The other important take away is, formations must be understood and taught in all phases of the game. It does no good to teach defending shape in a low block, if you ignore and don’t train defending in the middle, and attacking thirds of the field. If you teach attacking in the attacking third, but neglect to teach the build-up phase, and attacking transition, what are you really teaching? If you are a ball possession oriented team, the coach should understand that it takes between 15-25 passes to transition from building up the attack, to complete attacking organization shape, in the attacking 1/3. This means the team must be instructed how the team shape will change during the 15-25 pass build up, and how the team shape will transition and change if the ball is lost.

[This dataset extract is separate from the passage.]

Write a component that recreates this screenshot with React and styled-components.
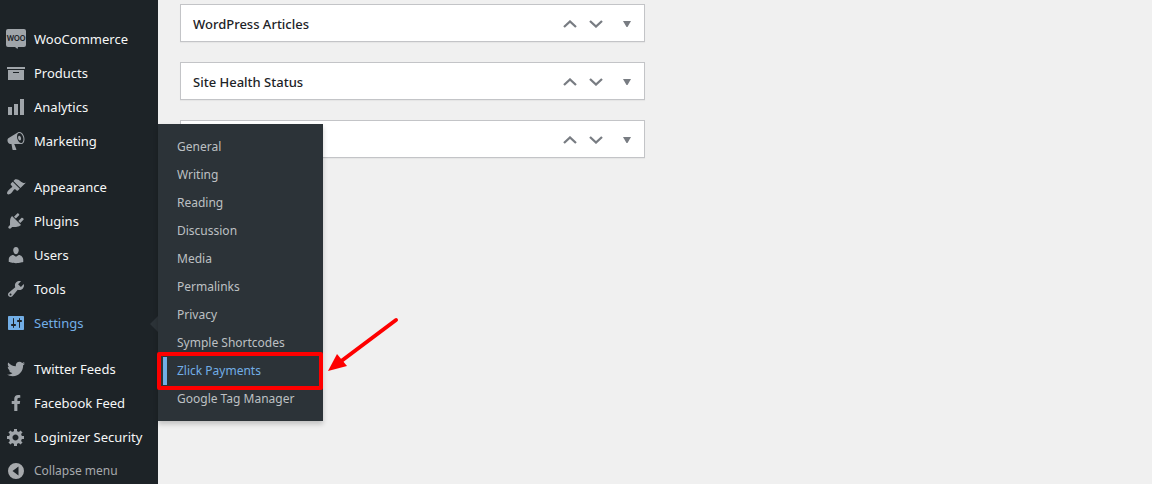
import React from "react";
import styled, { createGlobalStyle, css } from "styled-components";
import { FaFacebookF } from "react-icons/fa";

const GlobalStyle = createGlobalStyle`
  * { box-sizing: border-box; }
  body {
    margin: 0;
    background: #f0f0f0;
    color: #1d2327;
    font-family: "Segoe UI", "Noto Sans", "Open Sans", sans-serif;
    font-size: 13px;
    overflow: hidden;
  }
  ul { list-style: none; margin: 0; padding: 0; }
`;

const Page = styled.div`
  display: grid;
  grid-template-columns: 158px 1fr;
  height: 100vh;
`;

const Sidebar = styled.nav`
  position: relative;
  z-index: 1;
  background: #1d2327;
  padding-top: 22px;
`;

const MenuGroup = styled.ul`
  & + & { margin-top: 12px; }
`;

const MenuItem = styled.li`
  position: relative;
`;

const menuRow = css`
  display: flex;
  align-items: center;
  gap: 8px;
  width: 100%;
  height: 34px;
  padding: 0 0 0 6px;
  border: 0;
  background: none;
  font-family: inherit;
  line-height: 18px;
  text-align: left;
  white-space: nowrap;
  text-decoration: none;
  svg { flex: none; fill: currentColor; }
`;

const MenuLink = styled.a`
  ${menuRow}
  color: ${(p) => (p.$current ? "#72aee6" : "#f6f7f7")};
  font-size: 13px;
  svg { color: ${(p) => (p.$current ? "#72aee6" : "#a0a5aa")}; }
`;

const CollapseButton = styled.button`
  ${menuRow}
  color: #a7aaad;
  font-size: 12px;
`;

const Pointer = styled.span`
  position: absolute;
  right: 0;
  top: 10px;
  border: 8px solid transparent;
  border-left-width: 0;
  border-right-color: #2c3338;
`;

const Submenu = styled.ul`
  position: absolute;
  left: 100%;
  bottom: -81px;
  width: 165px;
  && { padding: 9px 0 8px; }
  background: #2c3338;
  box-shadow: 0 3px 5px rgba(0, 0, 0, 0.2);
`;

const SubmenuItem = styled.li`
  position: relative;
`;

const SubmenuLink = styled.a`
  display: block;
  padding: 0 0 0 19px;
  color: ${(p) => (p.$current ? "#72aee6" : "#bdc0c3")};
  font-size: 12px;
  line-height: 28px;
  white-space: nowrap;
  text-decoration: none;
`;

const CurrentBar = styled.span`
  position: absolute;
  left: 5px;
  top: 0;
  width: 4px;
  height: 28px;
  background: #72aee6;
`;

const Highlight = styled.span`
  position: absolute;
  inset: -5px 0 -5px -1px;
  border: 4px solid #fe0000;
  border-radius: 2px;
  pointer-events: none;
`;

const ArrowDrawing = styled.svg`
  position: absolute;
  left: 100%;
  top: -41px;
  margin-left: 4px;
  pointer-events: none;
`;

const Content = styled.main`
  display: grid;
  grid-template-columns: 1fr 1fr;
  gap: 20px;
  align-items: start;
  padding: 4px 22px;
`;

const BoxColumn = styled.div`
  display: flex;
  flex-direction: column;
  gap: 20px;
`;

const Postbox = styled.section`
  display: flex;
  align-items: center;
  height: 38px;
  padding-top: 2px;
  border: 1px solid #c3c4c7;
  background: #fff;
  box-shadow: 0 1px 1px rgba(0, 0, 0, 0.04);
`;

const BoxTitle = styled.h2`
  margin: 0;
  padding-left: 12px;
  font-size: 13px;
  font-weight: 500;
  line-height: 20px;
`;

const BoxActions = styled.div`
  display: flex;
  margin-left: auto;
`;

const ActionButton = styled.button`
  display: flex;
  align-items: center;
  justify-content: center;
  width: ${(p) => (p.$wide ? "35px" : "26px")};
  height: 34px;
  padding: 0;
  border: 0;
  background: none;
  color: #787c82;
`;

const paths = {
  archive: "M19 4v2H1V4h18zM2 7h16v10H2V7zm11 3V9H7v1h6z",
  chart: "M18 18V2h-4v16h4zm-6 0V7H8v11h4zm-6 0v-8H2v8h4z",
  megaphone:
    "M18.15 5.94c.46 1.62.38 3.22-.02 4.48-.42 1.28-1.26 2.18-2.3 2.48-.16.06-.26.06-.4.06-.06.02-.12.02-.18.02-.06.02-.14.02-.22.02h-6.8l2.22 5.5c.02.14-.06.26-.14.34-.08.1-.24.16-.34.16H6.95c-.1 0-.26-.06-.34-.16-.08-.08-.16-.2-.14-.34l-1-5.5H4.25l-.02-.02c-.5.06-1.08-.18-1.54-.62s-.88-1.08-1.06-1.88c-.24-.8-.2-1.56-.02-2.2.18-.62.58-1.08 1.06-1.3l.02-.02 9-5.4c.1-.06.18-.1.24-.16.06-.04.14-.08.24-.12.16-.08.28-.12.5-.18 1.04-.3 2.24.1 3.22.98s1.84 2.24 2.26 3.86zm-2.58 5.98h-.02c.4-.1.74-.34 1.04-.7.58-.7.86-1.76.86-3.04 0-.64-.1-1.3-.28-1.98-.34-1.36-1.02-2.5-1.78-3.24s-1.68-1.1-2.46-.88c-.82.22-1.4.96-1.7 2-.32 1.04-.28 2.36.06 3.72.38 1.36 1 2.5 1.8 3.24.78.74 1.62 1.1 2.48.88zm-2.54-7.08c.22-.04.42-.02.62.04.38.16.76.48 1.02 1s.42 1.2.42 1.78c0 .3-.04.56-.12.8-.18.48-.44.84-.86.94-.34.1-.8-.06-1.14-.4s-.64-.86-.78-1.5c-.18-.62-.12-1.24.02-1.72s.48-.84.82-.94z",
  brush:
    "M14.48 11.06L7.41 3.99l1.5-1.5c.5-.56 2.3-.47 3.51.32 1.21.8 1.43 1.28 2.91 2.1 1.18.64 2.45 1.26 4.45.85zm-.71.71L6.7 4.7 4.93 6.47c-.39.39-.39 1.02 0 1.41l1.06 1.06c.39.39.39 1.03 0 1.42-.6.6-1.43 1.11-2.21 1.69-.35.26-.7.53-1.01.84C1.43 14.23.4 16.08 1.4 17.07c.99 1 2.84-.03 4.18-1.36.31-.31.58-.66.85-1.02.57-.78 1.08-1.61 1.69-2.21.39-.39 1.02-.39 1.41 0l1.06 1.06c.39.39 1.02.39 1.41 0z",
  plug:
    "M13.11 4.36L9.87 7.6 8 5.73l3.24-3.24c.35-.34 1.05-.2 1.56.32.52.51.66 1.21.31 1.55zm-8 1.77l.91-1.12 9.01 9.01-1.19.84c-.71.71-2.63 1.16-3.82 1.16H6.14L4.9 17.26c-.59.59-1.54.59-2.12 0-.59-.58-.59-1.53 0-2.12l1.24-1.24v-3.88c0-1.13.4-3.19 1.09-3.89zm7.26 3.97l3.24-3.24c.34-.35 1.04-.21 1.55.31.52.51.66 1.21.31 1.55l-3.24 3.25z",
  user:
    "M10 9.25c-2.27 0-2.73-3.44-2.73-3.44C7 4.02 7.82 2 9.97 2c2.16 0 2.98 2.02 2.71 3.81 0 0-.41 3.44-2.68 3.44zm0 2.57L12.72 10c2.39 0 4.52 2.33 4.52 4.53v2.49s-3.65 1.13-7.24 1.13c-3.65 0-7.24-1.13-7.24-1.13v-2.49c0-2.25 1.94-4.48 4.47-4.48z",
  wrench:
    "M16.68 9.77c-1.34 1.34-3.3 1.67-4.95.99l-5.41 6.52c-.99.99-2.59.99-3.58 0s-.99-2.59 0-3.57l6.52-5.42c-.68-1.65-.35-3.61.99-4.95 1.28-1.28 3.12-1.62 4.72-1.06l-2.89 2.89 2.82 2.82 2.86-2.87c.53 1.58.18 3.39-1.08 4.65zM3.81 16.21c.4.39 1.04.39 1.43 0 .4-.4.4-1.04 0-1.43-.39-.4-1.03-.4-1.43 0-.39.39-.39 1.03 0 1.43z",
  sliders:
    "M18 16V4c0-.55-.45-1-1-1H3c-.55 0-1 .45-1 1v12c0 .55.45 1 1 1h14c.55 0 1-.45 1-1zM8 11h1c.55 0 1 .45 1 1s-.45 1-1 1H8v1.5c0 .28-.22.5-.5.5s-.5-.22-.5-.5V13H6c-.55 0-1-.45-1-1s.45-1 1-1h1V5.5c0-.28.22-.5.5-.5s.5.22.5.5V11zm5-2h-1c-.55 0-1-.45-1-1s.45-1 1-1h1V5.5c0-.28.22-.5.5-.5s.5.22.5.5V7h1c.55 0 1 .45 1 1s-.45 1-1 1h-1v5.5c0 .28-.22.5-.5.5s-.5-.22-.5-.5V9z",
  twitter:
    "M18.94 4.46c-.49.73-1.11 1.38-1.83 1.9.01.15.01.31.01.47 0 4.85-3.69 10.44-10.43 10.44-2.07 0-4-.61-5.63-1.65.29.03.58.05.88.05 1.72 0 3.3-.59 4.55-1.57-1.6-.03-2.95-1.09-3.42-2.55.22.04.45.07.69.07.33 0 .66-.05.96-.13-1.67-.34-2.94-1.82-2.94-3.6v-.04c.5.27 1.06.44 1.66.46-.98-.66-1.63-1.78-1.63-3.06 0-.67.18-1.3.5-1.84 1.81 2.22 4.51 3.68 7.56 3.83-.06-.27-.1-.55-.1-.84 0-2.02 1.65-3.66 3.67-3.66 1.06 0 2.01.44 2.68 1.16.83-.17 1.62-.47 2.33-.89-.28.85-.86 1.57-1.62 2.02.75-.08 1.45-.28 2.11-.57z",
  gear:
    "M18 12h-2.18c-.17.7-.44 1.35-.81 1.93l1.54 1.54-2.1 2.1-1.54-1.54c-.58.36-1.23.63-1.91.79V19H8v-2.18c-.68-.16-1.33-.43-1.91-.79l-1.54 1.54-2.12-2.12 1.54-1.54c-.36-.58-.63-1.23-.79-1.91H1V9.03h2.17c.16-.7.44-1.35.8-1.94L2.43 5.55l2.1-2.1 1.54 1.54c.58-.37 1.24-.64 1.93-.81V2h3v2.18c.68.16 1.33.43 1.91.79l1.54-1.54 2.12 2.12-1.54 1.54c.36.59.64 1.24.8 1.94H18V12zm-8.5 1.5c1.66 0 3-1.34 3-3s-1.34-3-3-3-3 1.34-3 3 1.34 3 3 3z",
  collapse:
    "M10 2a8 8 0 1 0 0 16 8 8 0 0 0 0-16zM12.5 5.5v9L6.5 10z",
};

const Glyph = ({ name }) => (
  <svg width="20" height="20" viewBox="0 0 20 20" aria-hidden="true">
    <path fillRule="evenodd" d={paths[name]} />
  </svg>
);

const WooLogo = () => (
  <svg width="20" height="20" viewBox="0 0 20 20" aria-hidden="true">
    <path d="M2 0h16a2 2 0 0 1 2 2v14a2 2 0 0 1-2 2h-6l-.5 2L9 18H2a2 2 0 0 1-2-2V2a2 2 0 0 1 2-2z" />
    <text x="10" y="12" textAnchor="middle" fill="#1d2327" fontFamily="Lato, sans-serif" fontSize="7" fontWeight="900">
      WOO
    </text>
  </svg>
);

const FacebookLogo = () => (
  <svg width="20" height="20" viewBox="0 0 20 20" aria-hidden="true">
    <FaFacebookF x="2" y="2" size={16} />
  </svg>
);

const Chevron = ({ down }) => (
  <svg width="14" height="8" viewBox="0 0 14 8" fill="none" stroke="currentColor" strokeWidth="2.300" aria-hidden="true">
    <path d={down ? "M1 1l6 5.500L13 1" : "M1 7l6-5.500L13 7"} />
  </svg>
);

const Triangle = () => (
  <svg width="8" height="6" viewBox="0 0 8 6" fill="currentColor" aria-hidden="true">
    <path d="M0 0h8L4.500 6h-1z" />
  </svg>
);

const menu = [
  [
    { label: "WooCommerce", icon: <WooLogo /> },
    { label: "Products", icon: <Glyph name="archive" /> },
    { label: "Analytics", icon: <Glyph name="chart" /> },
    { label: "Marketing", icon: <Glyph name="megaphone" /> },
  ],
  [
    { label: "Appearance", icon: <Glyph name="brush" /> },
    { label: "Plugins", icon: <Glyph name="plug" /> },
    { label: "Users", icon: <Glyph name="user" /> },
    { label: "Tools", icon: <Glyph name="wrench" /> },
    { label: "Settings", icon: <Glyph name="sliders" />, current: true },
  ],
  [
    { label: "Twitter Feeds", icon: <Glyph name="twitter" /> },
    { label: "Facebook Feed", icon: <FacebookLogo /> },
    { label: "Loginizer Security", icon: <Glyph name="gear" /> },
  ],
];

const settingsPages = [
  "General",
  "Writing",
  "Reading",
  "Discussion",
  "Media",
  "Permalinks",
  "Privacy",
  "Symple Shortcodes",
  "Zlick Payments",
  "Google Tag Manager",
];

const SettingsSubmenu = () => (
  <>
    <Pointer />
    <Submenu>
      {settingsPages.map((page) => {
        const current = page === "Zlick Payments";
        return (
          <SubmenuItem key={page}>
            {current && <CurrentBar />}
            <SubmenuLink href="#" $current={current}>{page}</SubmenuLink>
            {current && (
              <>
                <Highlight />
                <ArrowDrawing width="74" height="60" viewBox="0 0 74 60" aria-hidden="true">
                  <path d="M69 4L13 46" stroke="#fe0000" strokeWidth="4" strokeLinecap="round" />
                  <path d="M1 55l9-17 10 12z" fill="#fe0000" />
                </ArrowDrawing>
              </>
            )}
          </SubmenuItem>
        );
      })}
    </Submenu>
  </>
);

const DashboardBox = ({ title }) => (
  <Postbox>
    {title && <BoxTitle>{title}</BoxTitle>}
    <BoxActions>
      <ActionButton type="button" aria-label="Move up"><Chevron /></ActionButton>
      <ActionButton type="button" aria-label="Move down"><Chevron down /></ActionButton>
      <ActionButton type="button" aria-label="Toggle panel" $wide><Triangle /></ActionButton>
    </BoxActions>
  </Postbox>
);

export default function App() {
  return (
    <>
      <GlobalStyle />
      <Page>
        <Sidebar>
          {menu.map((group) => (
            <MenuGroup key={group[0].label}>
              {group.map(({ label, icon, current }) => (
                <MenuItem key={label}>
                  <MenuLink href="#" $current={current}>
                    {icon}
                    {label}
                  </MenuLink>
                  {current && <SettingsSubmenu />}
                </MenuItem>
              ))}
            </MenuGroup>
          ))}
          <CollapseButton type="button">
            <Glyph name="collapse" />
            Collapse menu
          </CollapseButton>
        </Sidebar>
        <Content>
          <BoxColumn>
            <DashboardBox title="WordPress Articles" />
            <DashboardBox title="Site Health Status" />
            <DashboardBox />
          </BoxColumn>
        </Content>
      </Page>
    </>
  );
}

The coach must learn and teach all the phases of play in the formation, teach them separately, and also link them altogether in a free game. Each player should understand the formation, the game model and their exact responsibility in all phases of play.
Now that I covered the pieces that make up a formation, the rest of the book will focus on 9 specific soccer formations, and the ways they can be implemented. The last part of the book provides practice sessions, that can be adapted to train any formation. Lastly, the book is meant to stimulate ideas for the coach, in terms of formations and tactics, hopefully providing inspiration to try new things, and make up your own transitions, bringing to life new ideas. It is only by going outside your comfort zone, that you will start to grow and discover new things.